PA 18-70—sSB 485

Judiciary Committee


SUMMARY: This act creates a process by which a judgment lienholder (see BACKGROUND) or his or her attorney must provide a payoff statement to a debtor, the debtor's attorney, or current owner of the property subject to the lien upon written request.

Specifically, the act:

1. requires a judgment lienholder or the lienholder's attorney to provide a written payoff statement by the date specified in the request, as long as the deadline is at least 21 business days after they receive it;

2. allows the request to be sent to the lienholder using the name and address in the last recorded lien that secures the lienholder's judgment, but requires it to be sent to the lienholder's attorney if the lienholder is a plaintiff in an enforcement action regarding the lien pending in Superior Court; and

3. prohibits the judgment lienholder or attorney from charging for the first payoff statement requested in a calendar year unless (a) the judgment debtor or his or her attorney or other authorized agent requests expedited delivery and agrees to pay a fee for such delivery and (b) the payoff statement is provided by the date the parties agreed on.
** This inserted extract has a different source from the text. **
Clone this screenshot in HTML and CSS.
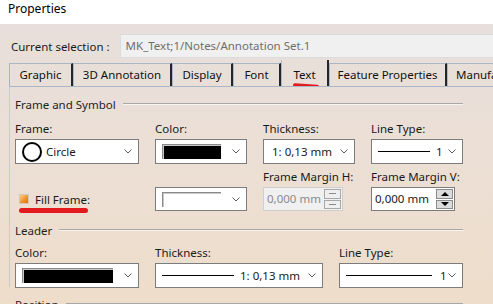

EFFECTIVE DATE: October 1, 2018


Judgement Lien

By law, a judgment lien secures the unpaid amount of any money judgment and may be placed on any real property of the debtor by recording it on the land records in the town where the property lies. It expires 20 years after the judgment was rendered (10 years for those related to small claims), unless the party claiming the lien (1) begins a foreclosure action within that time period and (2) records a formal notice of the foreclosure proceeding on the land records (CGS 52-380a).

A judgment lien that expires for failure to comply with the above time limitations is automatically nullified and its continued existence does not affect the record owner's title or the property's marketability (CGS 52-380c).